Interviste

Colloquio con Mark Watts

Via della Seta nei due sensi

di Marco Casale

Attenzione, corsia a doppio senso di marcia. La Via della Seta che il Governo cinese ha realizzato e in parte sta ancora realizzando, spendendo – sino a oggi – qualcosa come mille miliardi di dollari, «non è stata concepita con l’unico obiettivo di consentire a Pechino di inoltrare la propria merce da est a ovest, via mare o via ferrovia, ma prevede che si possa andare anche nella direzione opposta».

Parte da qui l’ex europarlamentare (in quota PSE) Mark Watts per dire ciò che pensa di uno «dei più grandi progetti infrastrutturali ed economici del secolo». Vista dall’Inghilterra – il paese da cui Watts proviene – la Belt and Road Initiative non solo non fa paura, ma rappresenta una grande opportunità e insieme una grande sfida da superare.

Watts, che oggi è coordinatore del Trade Body UK Transport in Europe, lo dice chiaramente: «La Silk Road è ancora in via di costruzione», ma perché diventi realmente percorribile in entrambe le direzioni occorre che l’Europa prenda piena consapevolezza del fatto che il mondo sta cambiando: «il primato asiatico a trazione cinese non è solo il riverbero di una volontà di potenza economica ma è il frutto di una strategia chiara e definita, dalla quale possono trarre vantaggio entrambi i contraenti».

La Cina, infatti, ha tutto l’interesse a garantirsi un migliore accesso alle sue esportazioni e importazioni, mirando a promuovere con i paesi che si trovano lungo il tragitto, fino all’estremo occidente, «relazioni che non sono prettamente economiche, ma anche politiche».

L’Europa, invece, ha bisogno di svilupparsi a Oriente, «di potenziare le connessioni di mercato verso partner strategici con cui definire accordi bilaterali».

La Silk Road, specialmente quella marittima, può insomma diventare la via maestra su cui far camminare i molteplici interessi in gioco.

Quelli europei sono chiari: «La ricerca di sempre maggiori risorse economiche per far fronte alle necessità infrastrutturali dei propri paesi membri, in particolare di quelli dell’Europa orientale, e l’esigenza di migliorare i collegamenti viari esistenti, che oggi appaiono sempre più congestionati, non possono che spingere l’UE a considerare la BRI un’ancora di salvezza per portare avanti i propri obiettivi comunitari».

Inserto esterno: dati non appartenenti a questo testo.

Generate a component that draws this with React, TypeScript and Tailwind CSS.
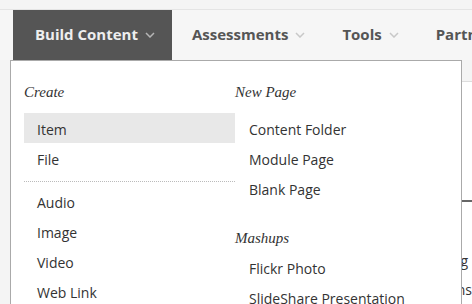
import React from 'react';

const NAV = [
    { label: 'Build Content', active: true },
    { label: 'Assessments' },
    { label: 'Tools' },
    { label: 'Partners' },
];

const CREATE = ['Item', 'File'];
const MEDIA = ['Audio', 'Image', 'Video', 'Web Link'];
const NEW_PAGE = ['Content Folder', 'Module Page', 'Blank Page'];
const MASHUPS = ['Flickr Photo', 'SlideShare Presentation'];

const Chevron: React.FC<{ className?: string }> = ({ className }) => (
    <svg width="10" height="6" viewBox="0 0 10 6" className={className}>
        <path d="M1 1l4 4 4-4" fill="none" stroke="currentColor" strokeWidth="1.5" />
    </svg>
);

const Row: React.FC<{ label: string; active?: boolean; right?: boolean }> = ({ label, active, right }) => (
    <div
        className={`h-[30px] leading-[30px] pt-[2px] text-[14px] text-[#333] whitespace-nowrap ${right ? 'pl-[14px]' : 'pl-[13px]'} ${active ? 'bg-[#e8e8e8]' : ''}`}
    >
        {label}
    </div>
);

const Heading: React.FC<{ label: string; className: string }> = ({ label, className }) => (
    <div className={`h-[20px] leading-[20px] text-[15px] italic text-[#333] ${className}`} style={{ fontFamily: '"Liberation Serif", serif' }}>
        {label}
    </div>
);

const App: React.FC = () => {
    return (
        <div className="relative w-[472px] h-[304px] overflow-hidden bg-[#f4f4f4]" style={{ fontFamily: '"Open Sans", sans-serif' }}>
            <div className="h-[10px] border-b border-[#e4e4e4]" />
            <nav className="flex h-[50px] bg-[#f6f6f6] pl-[13px]">
                {NAV.map((item) => (
                    <div
                        key={item.label}
                        className={`flex items-center gap-[7px] pb-[2px] text-[15px] font-bold whitespace-nowrap ${
                            item.active ? 'bg-[#555555] text-[#eeeeee] pl-[22px] pr-[17px]' : 'text-[#555555] pl-[20px] pr-[17px]'
                        }`}
                    >
                        {item.label}
                        <Chevron className={item.active ? 'text-[#b5b5b5] mt-[2px]' : 'text-[#c8c8c8] mt-[2px]'} />
                    </div>
                ))}
            </nav>

            <div className="flex h-[244px]">
                <div className="w-[461px]" />
                <div className="flex-1 flex flex-col">
                    <div className="h-[23px]" />
                    <div className="h-[128px] border-t border-[#dddddd] bg-white" />
                    <div className="flex-1 border-t-2 border-[#666666] bg-white text-[14px] text-[#333] leading-[29px] pt-[44px] -ml-[3px] whitespace-nowrap">
                        <div>ing</div>
                        <div>ons</div>
                    </div>
                </div>
            </div>

            <div className="absolute left-[10px] top-[60px] w-[452px] h-[260px] bg-white border border-[#aaaaaa] flex pl-[13px]">
                <div className="w-[211px] flex flex-col">
                    <Heading label="Create" className="mt-[21px] mb-[11px]" />
                    {CREATE.map((c, i) => (
                        <Row key={c} label={c} active={i === 0} />
                    ))}
                    <div className="mt-[8px] mb-[4px] border-t border-dotted border-[#bbbbbb]" />
                    {MEDIA.map((m) => (
                        <Row key={m} label={m} />
                    ))}
                </div>
                <div className="flex-1 flex flex-col">
                    <Heading label="New Page" className="mt-[21px] mb-[11px]" />
                    {NEW_PAGE.map((p) => (
                        <Row key={p} label={p} right />
                    ))}
                    <Heading label="Mashups" className="mt-[25px] mb-[4px]" />
                    {MASHUPS.map((m) => (
                        <Row key={m} label={m} right />
                    ))}
                </div>
            </div>
        </div>
    );
};

export default App;
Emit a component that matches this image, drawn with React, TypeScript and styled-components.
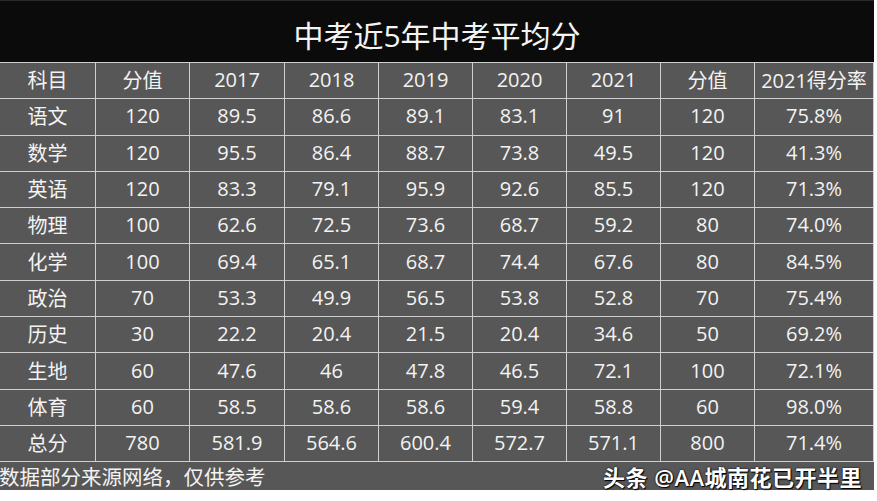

Ma occorre prestare attenzione: credere convintamente nella bontà della iniziativa cinese non vuol dire subirla acriticamente, o rinunciare alle proprie convinzioni in tema di trasparenza delle regole di mercato. «Gli occhi vanno tenuti bene aperti – dice Watts –, l’Ue deve operare perché gli accordi con il Dragone siano improntati al rispetto dei principi della parità di condizioni nell’accesso al mercato e dell’equità e trasparenza negli appalti pubblici».

Una cooperazione tra l’UE e la Cina è però necessaria, se non altro per evitare sovrapposizioni inutili tra le rispettive iniziative in tema di infrastrutture, tra la BRI e le politiche TEN-T. I modelli di mercato cui si ispirano i due contraenti rimangono comunque molto diversi, ma per Watts un compromesso può essere raggiunto.

«La Belt and Road Initiative è l’unica chance che ha l’Europa per migliorare i collegamenti marittimi e viari e per eliminare i bottlenck lungo il tracciato.  Sono questi gli obiettivi su cui la Cina e l’Europa possono e debbono sviluppare un’alleanza secondo una logica win-win».

Ovviamente, per l’UE non sarà un gioco da ragazzi rafforzare la collaborazione esistente e promuovere al contempo l’applicazione dei principi dell’accesso al mercato, ma bisogna tentare.

«L’Europa scenda in campo e giochi la partita a viso aperto, tenendo gli occhi bene aperti sulla carreggiata. Dalla Cina e dalla sua BRI abbiamo tutto da guadagnare».